The Cultural Revolution significantly reshaped Chinese politics by consolidating Mao Zedong's power and promoting radical communist ideology.

The Cultural Revolution, which took place from 1966 to 1976, was a socio-political movement initiated by Mao Zedong, the Chairman of the Communist Party of China. Its primary objective was to preserve 'true' Communist ideology by purging remnants of capitalist and traditional elements from Chinese society, and to re-impose Mao's ideology as the dominant ideology within the Party. This movement had a profound impact on Chinese politics, fundamentally altering its structure and ideology.

One of the most significant impacts of the Cultural Revolution was the consolidation of Mao's power. Prior to the Cultural Revolution, Mao's influence within the Party had been waning, particularly after the failure of the Great Leap Forward.
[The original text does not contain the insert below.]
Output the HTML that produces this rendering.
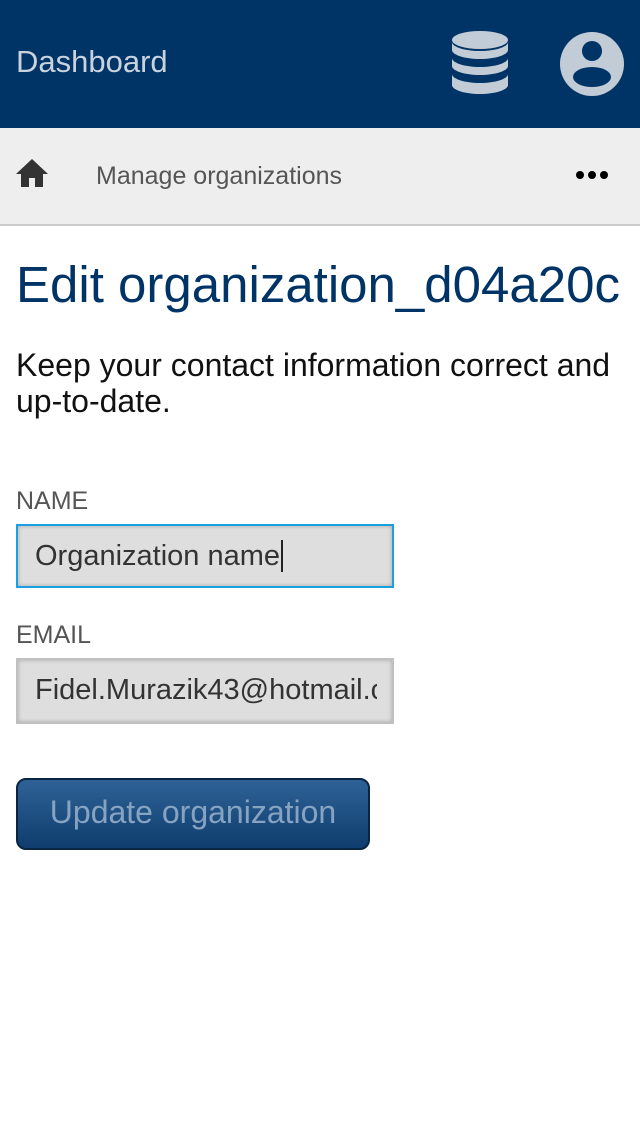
<!DOCTYPE html>
<html><head><meta charset="utf-8"><style>
*{margin:0;padding:0;box-sizing:border-box}
body{width:640px;height:1136px;background:#fff;font-family:"Liberation Sans",sans-serif;position:relative;overflow:hidden}
.hdr{position:absolute;left:0;top:0;width:640px;height:128px;background:#003366}
.hdr .t{position:absolute;left:16px;top:44px;font-size:31px;color:#c9d3de}
.nav{position:absolute;left:0;top:128px;width:640px;height:98px;background:#eeeeee;border-bottom:2px solid #ccc}
.nav .m{position:absolute;left:96px;top:34px;font-size:25px;color:#555}
h1{position:absolute;left:16px;top:255px;font-size:51px;font-weight:normal;color:#003366;white-space:nowrap}
.p{position:absolute;left:16px;top:347px;font-size:32px;line-height:36px;color:#111;width:620px}
.lbl{position:absolute;left:16px;font-size:25px;color:#555}
.in{position:absolute;left:16px;width:378px;height:64px;background:#dedede;font-size:29px;color:#333;padding:14px 0 0 17px;white-space:nowrap;overflow:hidden;box-shadow:inset 0 0 4px rgba(0,0,0,.25)}
.in .c{display:inline-block;width:342px;overflow:hidden;vertical-align:top}
.btn{position:absolute;left:16px;top:778px;width:354px;height:72px;border-radius:10px;border:2px solid #0a2542;background:linear-gradient(#2e6296,#0f3d6e);color:#86a3c2;font-size:32px;text-align:center;line-height:64px}
</style></head><body>
<div class="hdr"><div class="t">Dashboard</div>
<svg style="position:absolute;left:450px;top:30px" width="60" height="68" viewBox="0 0 60 68"><g fill="#c2ccd6"><ellipse cx="30" cy="10" rx="28" ry="9"/><path d="M2 12v8c0 5 13 9 28 9s28-4 28-9v-8c0 5-13 9-28 9S2 17 2 12z"/><path d="M2 28v8c0 5 13 9 28 9s28-4 28-9v-8c0 5-13 9-28 9S2 33 2 28z"/><path d="M2 44v11c0 5 13 9 28 9s28-4 28-9V44c0 5-13 9-28 9S2 49 2 44z"/></g></svg>
<svg style="position:absolute;left:559px;top:31px" width="66" height="66" viewBox="0 0 66 66"><circle cx="33" cy="33" r="32" fill="#c2ccd6"/><circle cx="33" cy="20" r="10" fill="#003366"/><ellipse cx="33" cy="46" rx="19" ry="10" fill="#003366"/></svg>
</div>
<div class="nav">
<svg style="position:absolute;left:16px;top:30px" width="32" height="30" viewBox="0 0 32 30"><path d="M16 1L0 16h5v13h8v-9h6v9h8V16h5z" fill="#333"/></svg>
<div class="m">Manage organizations</div>
<svg style="position:absolute;left:575px;top:42px" width="36" height="10"><circle cx="5" cy="5" r="4"/><circle cx="17" cy="5" r="4"/><circle cx="29" cy="5" r="4"/></svg>
</div>
<h1>Edit organization_d04a20c</h1>
<div class="p">Keep your contact information correct and up-to-date.</div>
<div class="lbl" style="top:487px">NAME</div>
<div class="in" style="top:524px;border:2px solid #1a9fe0">Organization name<span style="border-left:2px solid #222;margin-left:1px"></span></div>
<div class="lbl" style="top:621px">EMAIL</div>
<div class="in" style="top:658px;height:66px;border:2px solid #c0c0c0"><span class="c">Fidel.Murazik43@hotmail.com</span></div>
<div class="btn">Update organization</div>
</body></html>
However, by initiating the Cultural Revolution, Mao was able to bypass the Party bureaucracy and directly mobilise the masses. This allowed him to purge his rivals within the Party and reassert his authority. The Cultural Revolution, therefore, marked a shift from collective leadership to a more autocratic style of governance.

The Cultural Revolution also led to a radicalisation of Chinese politics. Mao called for continuous revolution and encouraged the Red Guards, a mass paramilitary social movement of young people, to criticise those who were perceived as upholding bourgeois values. This led to widespread violence and chaos, with millions persecuted. The radical policies and ideologies promoted during the Cultural Revolution, such as class struggle and continuous revolution, became deeply ingrained in Chinese politics.
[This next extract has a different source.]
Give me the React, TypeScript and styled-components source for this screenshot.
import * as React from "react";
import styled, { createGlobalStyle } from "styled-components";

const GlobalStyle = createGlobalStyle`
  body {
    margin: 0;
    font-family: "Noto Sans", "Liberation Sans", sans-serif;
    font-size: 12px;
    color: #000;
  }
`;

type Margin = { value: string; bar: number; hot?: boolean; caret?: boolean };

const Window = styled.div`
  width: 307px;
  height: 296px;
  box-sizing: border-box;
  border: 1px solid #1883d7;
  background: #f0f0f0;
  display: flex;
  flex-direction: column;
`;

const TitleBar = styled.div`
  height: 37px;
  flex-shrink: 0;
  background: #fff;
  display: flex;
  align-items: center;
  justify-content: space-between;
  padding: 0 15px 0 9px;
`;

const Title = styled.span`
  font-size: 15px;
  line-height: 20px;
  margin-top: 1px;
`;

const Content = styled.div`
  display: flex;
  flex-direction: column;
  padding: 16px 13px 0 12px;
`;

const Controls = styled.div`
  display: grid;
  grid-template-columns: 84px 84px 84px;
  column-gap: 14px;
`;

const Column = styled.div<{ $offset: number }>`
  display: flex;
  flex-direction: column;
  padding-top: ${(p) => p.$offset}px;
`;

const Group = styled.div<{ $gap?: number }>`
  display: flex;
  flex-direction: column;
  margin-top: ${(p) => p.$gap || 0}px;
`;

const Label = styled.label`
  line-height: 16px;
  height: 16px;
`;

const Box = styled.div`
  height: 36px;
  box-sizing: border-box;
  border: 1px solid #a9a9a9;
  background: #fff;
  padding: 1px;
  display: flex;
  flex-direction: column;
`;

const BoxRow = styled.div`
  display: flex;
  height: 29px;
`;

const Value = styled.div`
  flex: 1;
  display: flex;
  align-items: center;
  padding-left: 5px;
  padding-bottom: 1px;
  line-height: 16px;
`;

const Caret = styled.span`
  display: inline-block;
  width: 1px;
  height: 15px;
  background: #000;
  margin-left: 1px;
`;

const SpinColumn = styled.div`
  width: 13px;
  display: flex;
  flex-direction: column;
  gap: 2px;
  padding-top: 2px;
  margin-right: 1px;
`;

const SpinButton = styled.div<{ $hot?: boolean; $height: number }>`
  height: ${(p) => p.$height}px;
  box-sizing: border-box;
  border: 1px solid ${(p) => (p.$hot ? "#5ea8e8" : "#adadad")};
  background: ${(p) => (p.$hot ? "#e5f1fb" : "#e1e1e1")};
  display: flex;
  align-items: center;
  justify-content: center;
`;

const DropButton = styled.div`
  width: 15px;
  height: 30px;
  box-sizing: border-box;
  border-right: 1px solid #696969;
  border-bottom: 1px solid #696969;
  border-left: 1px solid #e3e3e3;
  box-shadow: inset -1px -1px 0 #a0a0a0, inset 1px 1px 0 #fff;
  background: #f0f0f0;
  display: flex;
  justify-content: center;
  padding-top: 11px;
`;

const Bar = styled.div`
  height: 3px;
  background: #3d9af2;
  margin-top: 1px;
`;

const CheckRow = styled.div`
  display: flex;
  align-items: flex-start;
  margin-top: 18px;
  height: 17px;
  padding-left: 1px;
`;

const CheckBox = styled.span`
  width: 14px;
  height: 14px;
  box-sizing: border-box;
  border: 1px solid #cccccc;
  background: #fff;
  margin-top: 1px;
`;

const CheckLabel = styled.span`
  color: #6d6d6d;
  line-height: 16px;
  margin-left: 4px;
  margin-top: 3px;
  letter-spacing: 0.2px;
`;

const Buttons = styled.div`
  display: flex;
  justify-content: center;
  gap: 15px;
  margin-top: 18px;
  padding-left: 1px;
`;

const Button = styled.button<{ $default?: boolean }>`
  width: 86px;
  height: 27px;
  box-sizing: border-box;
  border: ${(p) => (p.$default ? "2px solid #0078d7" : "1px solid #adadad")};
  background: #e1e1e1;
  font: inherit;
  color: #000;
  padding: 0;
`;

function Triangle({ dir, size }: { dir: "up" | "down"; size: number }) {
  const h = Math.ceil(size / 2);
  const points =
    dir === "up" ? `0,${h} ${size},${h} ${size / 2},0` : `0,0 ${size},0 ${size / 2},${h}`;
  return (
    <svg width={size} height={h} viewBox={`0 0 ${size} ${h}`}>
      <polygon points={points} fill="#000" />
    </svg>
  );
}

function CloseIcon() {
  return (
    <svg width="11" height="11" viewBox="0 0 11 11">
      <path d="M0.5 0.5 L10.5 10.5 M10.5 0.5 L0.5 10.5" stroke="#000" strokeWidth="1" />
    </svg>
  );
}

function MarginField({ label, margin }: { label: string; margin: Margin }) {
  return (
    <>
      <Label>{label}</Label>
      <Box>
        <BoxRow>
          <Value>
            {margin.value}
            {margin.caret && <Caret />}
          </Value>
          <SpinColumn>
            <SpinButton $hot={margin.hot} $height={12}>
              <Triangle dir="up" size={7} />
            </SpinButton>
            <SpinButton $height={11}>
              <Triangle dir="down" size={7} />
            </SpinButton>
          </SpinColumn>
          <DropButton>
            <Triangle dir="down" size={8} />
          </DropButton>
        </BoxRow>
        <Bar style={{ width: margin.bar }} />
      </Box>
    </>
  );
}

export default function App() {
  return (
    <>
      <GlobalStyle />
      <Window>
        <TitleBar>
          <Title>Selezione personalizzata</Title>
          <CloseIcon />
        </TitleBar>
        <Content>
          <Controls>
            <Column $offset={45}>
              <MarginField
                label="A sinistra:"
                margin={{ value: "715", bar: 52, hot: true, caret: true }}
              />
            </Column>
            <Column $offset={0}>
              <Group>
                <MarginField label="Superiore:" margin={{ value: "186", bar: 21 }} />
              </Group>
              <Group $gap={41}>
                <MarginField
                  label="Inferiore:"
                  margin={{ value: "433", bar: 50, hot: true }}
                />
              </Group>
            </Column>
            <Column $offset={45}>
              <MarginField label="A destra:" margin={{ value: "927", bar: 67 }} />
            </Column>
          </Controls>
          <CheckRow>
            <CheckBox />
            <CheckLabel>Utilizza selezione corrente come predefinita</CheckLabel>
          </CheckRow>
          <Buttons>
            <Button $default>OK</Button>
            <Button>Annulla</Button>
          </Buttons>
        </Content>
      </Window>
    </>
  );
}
Furthermore, the Cultural Revolution disrupted the normal functioning of the Chinese government. Many experienced officials were purged or sent to labour camps, leading to a lack of expertise and experience within the government. This resulted in poor decision-making and inefficiency, which had long-term impacts on China's political development.

Finally, the Cultural Revolution led to a significant shift in China's foreign policy. Mao's radical ideology and his desire to position China as a leader of the global proletariat led to a more aggressive and isolationist foreign policy. This further isolated China from the international community and strained its relations with other countries.

In conclusion, the Cultural Revolution had a profound impact on Chinese politics. It consolidated Mao's power, radicalised Chinese politics, disrupted the normal functioning of the government, and led to a shift in China's foreign policy. The effects of this tumultuous period are still felt in Chinese politics today.